Whoa. The power to conceptualize, to direct our thinking, challenged the power of imagination. Wedges of directed thought sliced our mythic circle into concrete segments. The landscape of our consciousness became more like a triangle: our two eyes, the subject, focusing on an object, creating specific knowledge of that object.

Power shifted from our mouths to our eyes, and to our faculty to see truths. Seeing is believing. And the Age of Mind began.

The positive result was that the world became much more concrete. Became an object, not of story, but of exploration. It took almost two thousand more years of enormous mental effort, but by the time of the Renaissance, some two thousand years after Plato, our powers of Reason were so strong that it became possible for Copernicus to shatter the myth that the world is the center of creation. For Columbus to shatter the myth that Jerusalem was the center of the world. Measured reality overthrew mythic reality.
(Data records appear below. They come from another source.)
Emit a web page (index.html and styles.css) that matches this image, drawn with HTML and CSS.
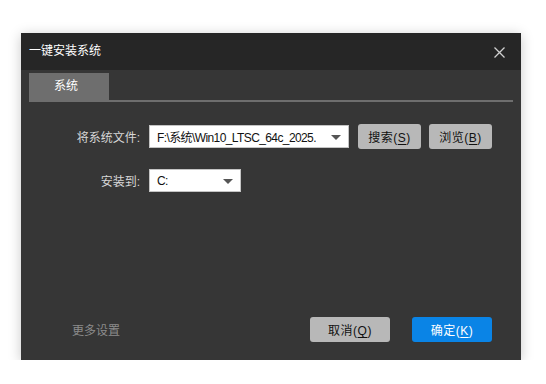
FILE: index.html
```html
<!DOCTYPE html>
<html lang="zh-CN">

<head>
    <meta charset="UTF-8">
    <title>一键安装系统</title>
    <link rel="stylesheet" href="styles.css">
</head>

<body>
    <div class="dialog">
        <div class="titlebar">
            <span class="title">一键安装系统</span>
            <svg class="close" width="11" height="11" viewBox="0 0 11 11">
                <path d="M0.5 0.5 L10.5 10.5 M10.5 0.5 L0.5 10.5" stroke="#d0d0d0" stroke-width="1.3" fill="none" />
            </svg>
        </div>

        <div class="tabs">
            <div class="tab">系统</div>
        </div>

        <div class="form">
            <div class="row">
                <label class="label">将系统文件:</label>
                <div class="combo combo-wide">
                    <span class="combo-text">F:\系统\Win10_LTSC_64c_2025.</span>
                    <span class="arrow"></span>
                </div>
                <button class="btn">搜索(<u>S</u>)</button>
                <button class="btn">浏览(<u>B</u>)</button>
            </div>
            <div class="row">
                <label class="label">安装到:</label>
                <div class="combo combo-small">
                    <span class="combo-text">C:</span>
                    <span class="arrow"></span>
                </div>
            </div>
        </div>

        <div class="footer">
            <span class="more">更多设置</span>
            <div class="actions">
                <button class="btn btn-big">取消(<u>Q</u>)</button>
                <button class="btn btn-big btn-primary">确定(<u>K</u>)</button>
            </div>
        </div>
    </div>
</body>

</html>
```

FILE: styles.css
```css
/* Page */
body {
    margin: 0;
    background: #ffffff;
    font-family: 'Liberation Sans', 'Noto Sans CJK SC', sans-serif;
    font-size: 12px;
}

/* Dialog window */
.dialog {
    width: 500px;
    height: 327px;
    margin: 33px 0 0 21px;
    background: #363636;
    display: flex;
    flex-direction: column;
    box-shadow: 0 2px 12px rgba(0, 0, 0, 0.22);
}

.titlebar {
    height: 37px;
    background: #262626;
    display: flex;
    align-items: center;
    justify-content: space-between;
    padding: 0 16px 0 8px;
}

.title {
    color: #ffffff;
    font-size: 12px;
    margin-top: -5px;
}

.close {
    display: block;
    margin-top: 1px;
}

/* Tabs */
.tabs {
    margin: 3px 8px 0 8px;
    border-bottom: 2px solid #6e6e6e;
    display: flex;
}

.tab {
    width: 80px;
    height: 27px;
    line-height: 27px;
    background: #6e6e6e;
    color: #ffffff;
    text-align: center;
    padding-right: 6px;
    box-sizing: border-box;
}

/* Form rows */
.form {
    margin-top: 22px;
    display: flex;
    flex-direction: column;
    gap: 20px;
}

.row {
    display: flex;
    align-items: center;
}

.label {
    width: 119px;
    text-align: right;
    color: #d6d6d6;
    margin-right: 9px;
}

.combo {
    height: 23px;
    box-sizing: border-box;
    background: #ffffff;
    border: 1px solid #c4c4c4;
    display: flex;
    align-items: center;
    justify-content: space-between;
    padding: 0 7px;
    color: #111111;
}

.combo-text {
    white-space: nowrap;
    overflow: hidden;
    letter-spacing: -0.6px;
}

.combo-wide {
    width: 200px;
    margin-right: 9px;
}

.combo-small {
    width: 92px;
}

.arrow {
    flex-shrink: 0;
    width: 0;
    height: 0;
    border-left: 5px solid transparent;
    border-right: 5px solid transparent;
    border-top: 5px solid #555555;
    margin-top: 1px;
    margin-left: 6px;
}

/* Buttons */
.btn {
    width: 63px;
    height: 25px;
    border: none;
    border-radius: 3px;
    background: #b8b8b8;
    color: #111111;
    font-family: 'Liberation Sans', 'Noto Sans CJK SC', sans-serif;
    font-size: 12px;
    padding: 0;
    margin-right: 8px;
    letter-spacing: 0.5px;
}

.btn u {
    text-underline-offset: 2px;
}

/* Footer */
.footer {
    margin-top: auto;
    display: flex;
    align-items: center;
    justify-content: space-between;
    padding: 0 29px 18px 51px;
}

.more {
    color: #8c8c8c;
}

.actions {
    display: flex;
    gap: 22px;
}

.btn-big {
    width: 80px;
    margin-right: 0;
}

.btn-primary {
    background: #0a84e6;
    color: #ffffff;
}
```
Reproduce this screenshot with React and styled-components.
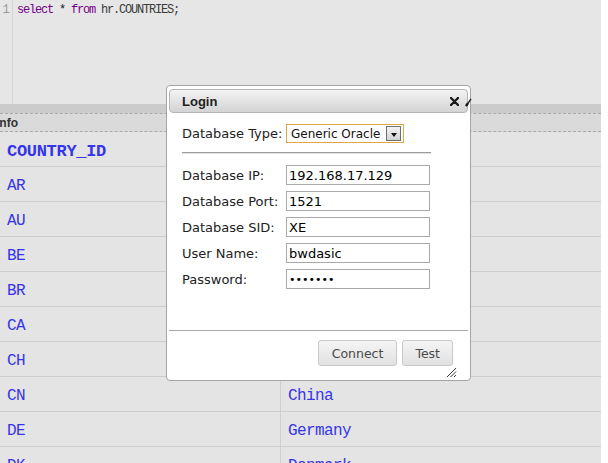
import React from "react";
import styled, { createGlobalStyle } from "styled-components";

const GlobalStyle = createGlobalStyle`
  html, body {
    margin: 0;
    padding: 0;
    background: #fff;
    overflow: hidden;
  }
  body {
    font-family: "DejaVu Sans", Verdana, sans-serif;
  }
`;

const Page = styled.div`
  position: relative;
  width: 601px;
  height: 463px;
  overflow: hidden;
  background: #e3e3e3;
`;

// sql editor on top
const Editor = styled.div`
  display: flex;
  height: 104px;
  background: #e6e6e6;
`;

const Gutter = styled.div`
  box-sizing: border-box;
  width: 13px;
  border-right: 1px solid #d6d6d6;
  padding-top: 3px;
  text-align: center;
  font: 12px/14px "Liberation Mono", monospace;
  color: #9a9a9a;
`;

const Code = styled.div`
  padding: 3px 0 0 4px;
  font: 12px/14px "Liberation Mono", monospace;
  letter-spacing: -1.2px;
  color: #3a3a3a;
  white-space: pre;
`;

const Keyword = styled.span`
  color: #770088;
`;

const Op = styled.span`
  color: #111;
`;

const Splitter = styled.div`
  height: 9px;
  background: #cbcbcb;
`;

const InfoBar = styled.div`
  height: 17px;
  border-top: 1px dashed #a9a9a9;
  border-bottom: 1px dashed #a9a9a9;
  background: #dadada;
  display: flex;
  align-items: center;
  overflow: hidden;
  font: bold 12px "Liberation Sans", Arial, sans-serif;
  color: #333;
  span {
    margin-left: -4px;
    padding-top: 1px;
  }
`;

const Table = styled.div`
  display: grid;
  grid-template-columns: 281px 1fr;
`;

const Cell = styled.div`
  box-sizing: border-box;
  height: 35px;
  padding: 4px 0 0 7px;
  display: flex;
  align-items: center;
  border-bottom: 1px solid #cecece;
  border-right: ${(p) => (p.$first ? "1px solid #cecece" : "none")};
  background: #e4e4e4;
  color: #3535ea;
  font-family: "Liberation Mono", monospace;
  font-size: ${(p) => (p.$head ? 17 : 16)}px;
  font-weight: ${(p) => (p.$head ? "bold" : "normal")};
  letter-spacing: ${(p) => (p.$head ? -0.3 : -0.6)}px;
  white-space: nowrap;
`;

// login dialog lies over the page
const Dialog = styled.div`
  position: absolute;
  left: 166px;
  top: 85px;
  box-sizing: border-box;
  width: 305px;
  height: 296px;
  padding: 3px 2px 0 2px;
  border: 1px solid #a4a4a4;
  border-radius: 4px;
  background: #fff;
  display: flex;
  flex-direction: column;
`;

const TitleBar = styled.div`
  box-sizing: border-box;
  height: 24px;
  border: 1px solid #b5b5b5;
  border-radius: 4px;
  background: linear-gradient(#f3f3f3, #d3d3d3);
  display: flex;
  align-items: center;
  justify-content: space-between;
  padding: 0 8px 0 12px;
  font: bold 13px "Liberation Sans", Arial, sans-serif;
  color: #222;
`;

const Pin = styled.svg`
  position: absolute;
  left: 298px;
  top: 11px;
`;

const Body = styled.div`
  box-sizing: border-box;
  height: 217px;
  padding: 11px 0 0 13px;
  font-size: 13px;
  color: #222;
`;

const FormGrid = styled.div`
  display: grid;
  grid-template-columns: 104px 144px;
  row-gap: 6px;
  align-items: center;
  margin-top: ${(p) => p.$top || 0}px;
`;

const Label = styled.label`
  font-size: 13px;
  color: #222;
  white-space: nowrap;
`;

const SelectBox = styled.div`
  box-sizing: border-box;
  width: 118px;
  height: 19px;
  border: 1px solid #e2a646;
  display: flex;
  align-items: center;
  justify-content: space-between;
  padding: 0 2px 0 4px;
  font-size: 12px;
  color: #111;
  white-space: nowrap;
`;

const DropButton = styled.div`
  box-sizing: border-box;
  width: 15px;
  height: 15px;
  border: 1px solid #707070;
  background: linear-gradient(#f4f4f4, #d2d2d2);
  display: flex;
  align-items: center;
  justify-content: center;
  padding-top: 2px;
  &::after {
    content: "";
    border-left: 3.5px solid transparent;
    border-right: 3.5px solid transparent;
    border-top: 4px solid #111;
  }
`;

const Divider = styled.div`
  width: 249px;
  margin-top: 9px;
  border-top: 1px solid #9c9c9c;
  border-bottom: 1px solid #e2e2e2;
`;

const Input = styled.input`
  box-sizing: border-box;
  width: 144px;
  height: 20px;
  margin: 0;
  padding: 0 0 0 2px;
  border: 1px solid #a9a9a9;
  border-radius: 0;
  outline: none;
  font-family: "DejaVu Sans", Verdana, sans-serif;
  font-size: ${(p) => (p.type === "password" ? 11 : 13)}px;
  color: #000;
  background: #fff;
`;

const Footer = styled.div`
  position: relative;
  flex: 1;
  border-top: 1px solid #a8a8a8;
  display: flex;
  justify-content: flex-end;
  align-items: flex-start;
  gap: 5px;
  padding: 9px 15px 0 0;
`;

const Button = styled.button`
  box-sizing: border-box;
  height: 26px;
  padding: 0 ${(p) => p.$pad}px;
  border: 1px solid #c9c9c9;
  border-radius: 3px;
  background: linear-gradient(#f5f5f5, #e1e1e1);
  font-family: "DejaVu Sans", Verdana, sans-serif;
  font-size: 12.5px;
  color: #4a4a4a;
`;

const Grip = styled.svg`
  position: absolute;
  right: 11px;
  bottom: 2px;
`;

const rows = [
  ["AR", "Argentina"],
  ["AU", "Australia"],
  ["BE", "Belgium"],
  ["BR", "Brazil"],
  ["CA", "Canada"],
  ["CH", "Switzerland"],
  ["CN", "China"],
  ["DE", "Germany"],
  ["DK", "Denmark"],
];

const fields = [
  ["Database IP:", "192.168.17.129", "text"],
  ["Database Port:", "1521", "text"],
  ["Database SID:", "XE", "text"],
  ["User Name:", "bwdasic", "text"],
  ["Password:", "1234567", "password"],
];

export default function App() {
  return (
    <>
      <GlobalStyle />
      <Page>
        <Editor>
          <Gutter>1</Gutter>
          <Code>
            <Keyword>select</Keyword> <Op>*</Op> <Keyword>from</Keyword>{" "}
            hr.COUNTRIES;
          </Code>
        </Editor>
        <Splitter />
        <InfoBar>
          <span>Info</span>
        </InfoBar>
        <Table>
          <Cell $first $head>
            COUNTRY_ID
          </Cell>
          <Cell $head>COUNTRY_NAME</Cell>
          {rows.map(([id, name]) => (
            <React.Fragment key={id}>
              <Cell $first>{id}</Cell>
              <Cell>{name}</Cell>
            </React.Fragment>
          ))}
        </Table>

        <Dialog>
          <TitleBar>
            <span>Login</span>
            <svg width="9" height="9" viewBox="0 0 9 9">
              <path
                d="M1 1 L8 8 M8 1 L1 8"
                stroke="#1a1a1a"
                strokeWidth="2.4"
                strokeLinecap="round"
              />
            </svg>
          </TitleBar>
          <Pin width="7" height="10" viewBox="0 0 7 10">
            <path d="M1 9 L6 2" stroke="#222" strokeWidth="1.3" />
            <path d="M1 9 L3 6.2" stroke="#111" strokeWidth="2.2" />
          </Pin>
          <Body>
            <FormGrid>
              <Label>Database Type:</Label>
              <SelectBox>
                <span>Generic Oracle</span>
                <DropButton />
              </SelectBox>
            </FormGrid>
            <Divider />
            <FormGrid $top={11}>
              {fields.map(([label, value, type]) => (
                <React.Fragment key={label}>
                  <Label>{label}</Label>
                  <Input type={type} defaultValue={value} readOnly />
                </React.Fragment>
              ))}
            </FormGrid>
          </Body>
          <Footer>
            <Button $pad={13}>Connect</Button>
            <Button $pad={12}>Test</Button>
            <Grip width="11" height="11" viewBox="0 0 11 11">
              <path
                d="M1 10 L10 1 M4.5 10 L10 4.5 M8 10 L10 8"
                stroke="#333"
                strokeWidth="1"
              />
            </Grip>
          </Footer>
        </Dialog>
      </Page>
    </>
  );
}
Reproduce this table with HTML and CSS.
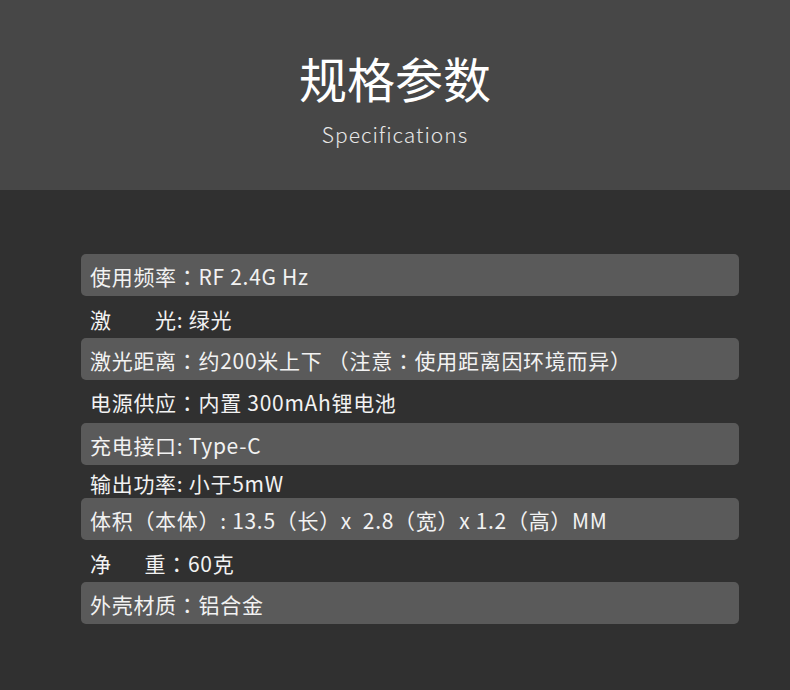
FILE: index.html
```html
<!DOCTYPE html>
<html lang="zh-CN">
<head>
<meta charset="utf-8">
<title>规格参数</title>
<link rel="stylesheet" href="styles.css">
</head>
<body>
<header class="hero">
  <h1 class="hero-title">规格参数</h1>
  <p class="hero-sub">Specifications</p>
</header>
<main class="specs">
  <ul class="spec-list">
    <li class="row row-bar">使用频率<span class="c">：</span>RF 2.4G Hz</li>
    <li class="row">激　　光: 绿光</li>
    <li class="row row-bar">激光距离<span class="c">：</span>约200米上下 （注意<span class="c">：</span>使用距离因环境而异）</li>
    <li class="row row-tall">电源供应<span class="c">：</span>内置 300mAh锂电池</li>
    <li class="row row-bar">充电接口: Type-C</li>
    <li class="row row-short">输出功率: 小于5mW</li>
    <li class="row row-bar">体积（本体）: 13.5（长）x&nbsp; 2.8（宽）x 1.2（高）MM</li>
    <li class="row">净　&ensp;重<span class="c">：</span>60克</li>
    <li class="row row-bar">外壳材质<span class="c">：</span>铝合金</li>
  </ul>
</main>
</body>
</html>
```
FILE: styles.css
```css
* { box-sizing: border-box; }
html, body { margin: 0; padding: 0; }
body {
  width: 790px;
  height: 690px;
  background: #303030;
  font-family: "Noto Sans CJK SC", "Noto Sans", sans-serif;
  color: #f2f2f2;
  overflow: hidden;
}
.hero {
  height: 190px;
  background: #474747;
  display: flex;
  flex-direction: column;
  align-items: center;
  padding-top: 45px;
}
.hero-title {
  margin: 0;
  font-size: 48px;
  line-height: 64px;
  font-weight: 400;
  color: #ffffff;
}
.hero-sub {
  margin: 11px 0 0;
  font-size: 21px;
  line-height: 28px;
  font-weight: 300;
  letter-spacing: 1px;
  color: #e6e6e6;
}
.specs {
  padding: 64px 0 0 81px;
}
.spec-list {
  list-style: none;
  margin: 0;
  padding: 0;
  width: 658px;
  display: flex;
  flex-direction: column;
}
.row {
  height: 42px;
  display: flex;
  align-items: center;
  padding: 3px 0 0 9px;
  font-size: 21px;
  line-height: 28px;
  letter-spacing: 0.7px;
  white-space: pre;
}
.row-bar {
  background: #5a5a5a;
  border-radius: 5px;
  padding-top: 2px;
}
.row-tall {
  height: 43px;
  padding-top: 1px;
}
.row-short {
  height: 33px;
  padding-top: 2px;
}
.c {
  font-family: "Noto Sans CJK TC", "Noto Sans CJK SC", sans-serif;
}
```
The negative result was that we began to restrict our awareness to a limited segment of reality. And as Europe burst forth, conquering civilizations still governed by Magic and Myth, proving the superior power of the Mind, the segment gained prominence over the circle. The part began to outweigh the whole in our reality. Until eventually, nowadays, the part we see has become the whole that we want to see.

Magic, pushed too far beyond our ability to hear the oneness, declined into mere witchcraft. Myth, pushed too far beyond our ability to speak the balances and rhythms of life, declined into mere superstition. Reason, pushed beyond our ability to see what’s actually there, declined into mere rationalization. Into the clever manufacture of convenient truths.

The Next Age?

The rest of the story, you know. But knowing the backstory, you can see, I think, the root of the problem we are here today to grapple with. And the root of our problem is this: that we have conceded the status of “reality” to only an extremely limited understanding, one which is barely one-third of what makes up reality as a whole. And we have denied the reality of everything that could restore our sense of belonging, of integration, of harmony, with our selves, each other and the world.

The environmental crisis we find ourselves in today is just one manifestation of this root problem. Our political crises. Our public health crises. Our confusion amidst rapid technological change. The scale and complexity of humanity is now such that we have exhausted the possibilities of piecemeal perception. And it is our incapacity to “aware” the whole that limits us. That threatens our way of life.

Every generation has its task. Ours is nothing less than to achieve the reconstruction of human consciousness. What I call a new renaissance.

The next chapter in this story, the chapter yet to be written, is about integration. Not to surpass or renounce or negate, but to affirm and combine the achievements of each Age that has come before. The oneness we lived in the Age of Magic. The balance we experienced in the Age of Myth. The conceptuality and purposefulness we perceived in the Age of Mind.

Because only as a whole person will we be able to grasp the whole.

And you might ask, How on earth do we do that?!? And I’ve tried to show: it is all still within us. Therefore the true task is to make manifest the future which is already in us.

So let’s join together in this task, in what I call the Renaissance Expedition. If we persevere in it, we will be privileged to witness, to take part in, the birth of a different and more beautiful world.